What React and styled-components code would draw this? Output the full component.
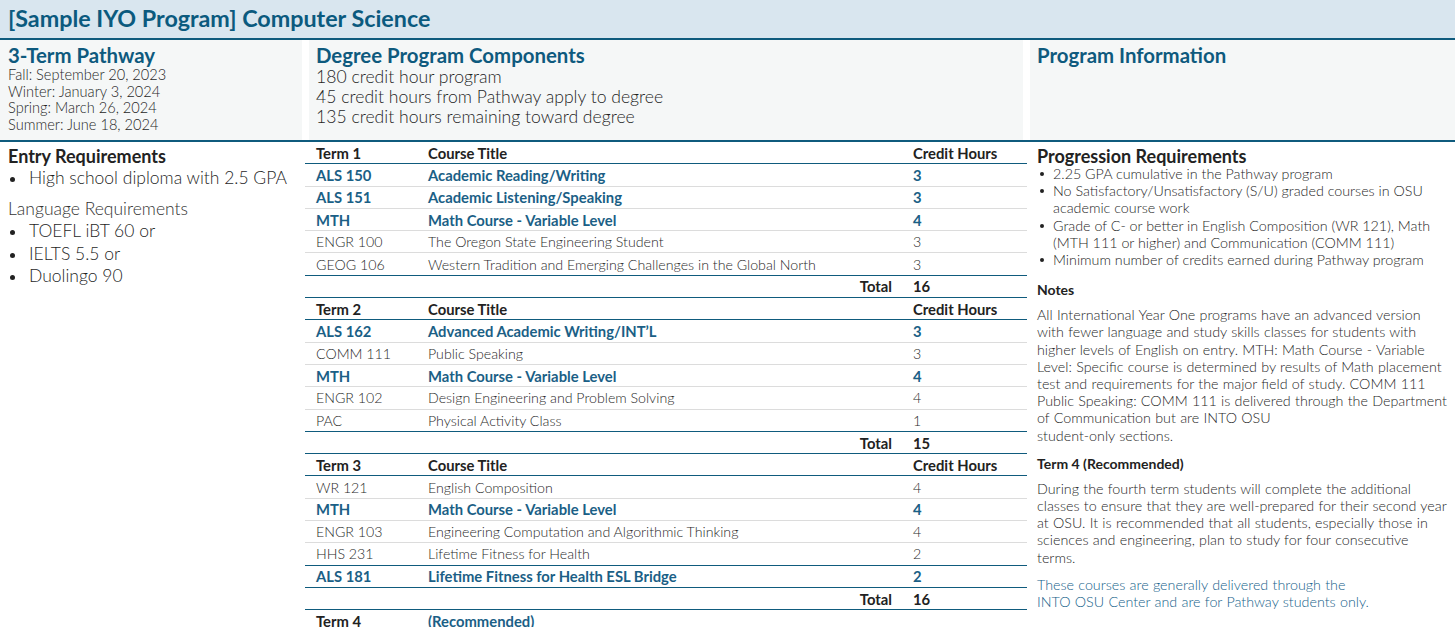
import React from "react";
import styled, { createGlobalStyle } from "styled-components";

const Global = createGlobalStyle`
  html, body { margin: 0; padding: 0; background: #fff; }
  body { font-family: Lato, "Open Sans", sans-serif; color: #222; }
  * { box-sizing: border-box; }
`;

const HEAD = `Lato, "Noto Sans", sans-serif`;
const TEAL = "#0f5b7d";
const BLUE = "#1b5f86";
const BODYW = 300;
const INK = "#1f1f1f";

const Page = styled.div`
  width: 1455px;
`;

const TopBar = styled.header`
  height: 40px;
  background: #d9e6ef;
  border-bottom: 2px solid ${TEAL};
  padding: 3px 8px 0;
`;

const Title = styled.h1`
  margin: 0;
  font-family: ${HEAD};
  font-weight: 700;
  font-size: 23.3px;
  line-height: 30px;
  color: #0b5a7e;
`;

const Summary = styled.section`
  display: grid;
  grid-template-columns: 302px 714px 1fr;
  column-gap: 7px;
  height: 102px;
  border-bottom: 2px solid ${TEAL};
`;

const SummaryCol = styled.div`
  background: #f5f7f7;
  padding: ${(p) => (p.$first ? "4px 8px" : "4px 7px")};
`;

const SectionTitle = styled.h2`
  margin: 0;
  font-family: ${HEAD};
  font-weight: 700;
  font-size: 20.4px;
  line-height: 23px;
  color: #0e5a7e;
`;

const DateLine = styled.div`
  font-size: 14.6px;
  line-height: 16.7px;
  font-weight: ${BODYW};
  color: ${INK};
`;

const FactLine = styled.div`
  font-size: 17.6px;
  line-height: 20px;
  color: ${INK};
  font-weight: ${BODYW};
`;

const Body = styled.section`
  display: grid;
  grid-template-columns: 305px 722px 1fr;
`;

const LeftCol = styled.div`
  padding: 3px 8px;
`;

const BlockHead = styled.h3`
  margin: 0;
  font-family: ${HEAD};
  font-weight: 700;
  font-size: 18px;
  line-height: 22px;
  color: #222;
`;

const BigList = styled.ul`
  list-style: none;
  margin: 0;
  padding: 0;
`;

const BigItem = styled.li`
  position: relative;
  padding-left: 21px;
  font-size: 17.5px;
  line-height: 22.5px;
  font-weight: ${BODYW};
  color: ${INK};
  &::before {
    content: "";
    position: absolute;
    left: 2px;
    top: 10px;
    width: 5px;
    height: 5px;
    border-radius: 50%;
    background: #222;
  }
`;

const SubHead = styled.div`
  margin-top: 8px;
  font-size: 17.5px;
  line-height: 22.5px;
  font-weight: ${BODYW};
  color: #333;
`;

const TableWrap = styled.div`
  display: flex;
  flex-direction: column;
`;

const Row = styled.div`
  display: grid;
  grid-template-columns: 112px 485px 1fr;
  height: 22.3px;
  align-items: center;
  border-bottom: 1px solid ${(p) => (p.$strong ? TEAL : "#dcdcdc")};
`;

const Cell = styled.div`
  padding-left: 11px;
  white-space: nowrap;
  font-size: ${(p) => (p.$kind === "plain" ? "14.2px" : "14.8px")};
  font-family: ${(p) => (p.$kind === "plain" ? "Lato, sans-serif" : HEAD)};
  font-weight: ${(p) => (p.$kind === "plain" ? BODYW : 700)};
  color: ${(p) =>
    p.$kind === "plain" ? "#2a2a2a" : p.$kind === "accent" ? BLUE : "#222"};
  text-align: ${(p) => (p.$right ? "right" : "left")};
  padding-right: ${(p) => (p.$right ? "10px" : "0")};
`;

const RightCol = styled.div`
  padding: 3px 8px 0 10px;
`;

const SmallList = styled.ul`
  list-style: none;
  margin: -2px 0 12px;
  padding: 0;
`;

const SmallItem = styled.li`
  position: relative;
  padding-left: 16px;
  font-size: 14.3px;
  line-height: 17.2px;
  font-weight: ${BODYW};
  color: ${INK};
  &::before {
    content: "";
    position: absolute;
    left: 3px;
    top: 7px;
    width: 4px;
    height: 4px;
    border-radius: 50%;
    background: #222;
  }
`;

const NoteHead = styled.h4`
  margin: 0 0 6px;
  font-family: ${HEAD};
  font-weight: 700;
  font-size: 14px;
  line-height: 20px;
  color: #222;
`;

const Para = styled.p`
  margin: 0 0 10px;
  font-size: 14.3px;
  line-height: 17.2px;
  word-spacing: 0.4px;
  font-weight: ${BODYW};
  color: ${(p) => (p.$blue ? "#15628a" : INK)};
`;

const terms = [
  {
    name: "Term 1",
    total: 16,
    rows: [
      ["ALS 150", "Academic Reading/Writing", "3", "accent"],
      ["ALS 151", "Academic Listening/Speaking", "3", "accent"],
      ["MTH", "Math Course - Variable Level", "4", "accent"],
      ["ENGR 100", "The Oregon State Engineering Student", "3", "plain"],
      ["GEOG 106", "Western Tradition and Emerging Challenges in the Global North", "3", "plain", true],
    ],
  },
  {
    name: "Term 2",
    total: 15,
    rows: [
      ["ALS 162", "Advanced Academic Writing/INT’L", "3", "accent"],
      ["COMM 111", "Public Speaking", "3", "plain"],
      ["MTH", "Math Course - Variable Level", "4", "accent"],
      ["ENGR 102", "Design Engineering and Problem Solving", "4", "plain"],
      ["PAC", "Physical Activity Class", "1", "plain", true],
    ],
  },
  {
    name: "Term 3",
    total: 16,
    rows: [
      ["WR 121", "English Composition", "4", "plain"],
      ["MTH", "Math Course - Variable Level", "4", "accent"],
      ["ENGR 103", "Engineering Computation and Algorithmic Thinking", "4", "plain"],
      ["HHS 231", "Lifetime Fitness for Health", "2", "plain", true],
      ["ALS 181", "Lifetime Fitness for Health ESL Bridge", "2", "accent", true],
    ],
  },
];

function Term({ term }) {
  return (
    <>
      <Row $strong>
        <Cell $kind="head">{term.name}</Cell>
        <Cell $kind="head">Course Title</Cell>
        <Cell $kind="head">Credit Hours</Cell>
      </Row>
      {term.rows.map(([code, title, hrs, kind, strong], i) => (
        <Row key={i} $strong={strong}>
          <Cell $kind={kind}>{code}</Cell>
          <Cell $kind={kind}>{title}</Cell>
          <Cell $kind={kind}>{hrs}</Cell>
        </Row>
      ))}
      <Row $strong>
        <Cell $kind="head" />
        <Cell $kind="head" $right>
          Total
        </Cell>
        <Cell $kind="head">{term.total}</Cell>
      </Row>
    </>
  );
}

export default function App() {
  return (
    <Page>
      <Global />
      <TopBar>
        <Title>[Sample IYO Program] Computer Science</Title>
      </TopBar>
      <Summary>
        <SummaryCol $first>
          <SectionTitle>3-Term Pathway</SectionTitle>
          <DateLine>Fall: September 20, 2023</DateLine>
          <DateLine>Winter: January 3, 2024</DateLine>
          <DateLine>Spring: March 26, 2024</DateLine>
          <DateLine>Summer: June 18, 2024</DateLine>
        </SummaryCol>
        <SummaryCol>
          <SectionTitle>Degree Program Components</SectionTitle>
          <FactLine>180 credit hour program</FactLine>
          <FactLine>45 credit hours from Pathway apply to degree</FactLine>
          <FactLine>135 credit hours remaining toward degree</FactLine>
        </SummaryCol>
        <SummaryCol>
          <SectionTitle>Program Information</SectionTitle>
        </SummaryCol>
      </Summary>
      <Body>
        <LeftCol>
          <BlockHead>Entry Requirements</BlockHead>
          <BigList>
            <BigItem>High school diploma with 2.5 GPA</BigItem>
          </BigList>
          <SubHead>Language Requirements</SubHead>
          <BigList>
            <BigItem>TOEFL iBT 60 or</BigItem>
            <BigItem>IELTS 5.5 or</BigItem>
            <BigItem>Duolingo 90</BigItem>
          </BigList>
        </LeftCol>
        <TableWrap>
          {terms.map((t) => (
            <Term key={t.name} term={t} />
          ))}
          <Row>
            <Cell $kind="head">Term 4</Cell>
            <Cell $kind="accent">(Recommended)</Cell>
            <Cell $kind="head" />
          </Row>
        </TableWrap>
        <RightCol>
          <BlockHead>Progression Requirements</BlockHead>
          <SmallList>
            <SmallItem>2.25 GPA cumulative in the Pathway program</SmallItem>
            <SmallItem>
              No Satisfactory/Unsatisfactory (S/U) graded courses in OSU academic course work
            </SmallItem>
            <SmallItem>
              Grade of C- or better in English Composition (WR 121), Math (MTH 111 or higher) and
              Communication (COMM 111)
            </SmallItem>
            <SmallItem>Minimum number of credits earned during Pathway program</SmallItem>
          </SmallList>
          <NoteHead>Notes</NoteHead>
          <Para>
            All International Year One programs have an advanced version with fewer language and
            study skills classes for students with higher levels of English on entry. MTH: Math
            Course - Variable Level: Specific course is determined by results of Math placement test
            and requirements for the major field of study. COMM 111 Public Speaking: COMM 111 is
            delivered through the Department of Communication but are INTO OSU
            <br />
            student-only sections.
          </Para>
          <NoteHead>Term 4 (Recommended)</NoteHead>
          <Para>
            During the fourth term students will complete the additional classes to ensure that they
            are well-prepared for their second year at OSU. It is recommended that all students,
            especially those in sciences and engineering, plan to study for four consecutive terms.
          </Para>
          <Para $blue>
            These courses are generally delivered through the
            <br />
            INTO OSU Center and are for Pathway students only.
          </Para>
        </RightCol>
      </Body>
    </Page>
  );
}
━━━━━━━━━━
## Task instructions
Track down all lines above with the string "React" and copy them.

## Reply
What React and styled-components code would draw this? Output the full component.
import React from "react";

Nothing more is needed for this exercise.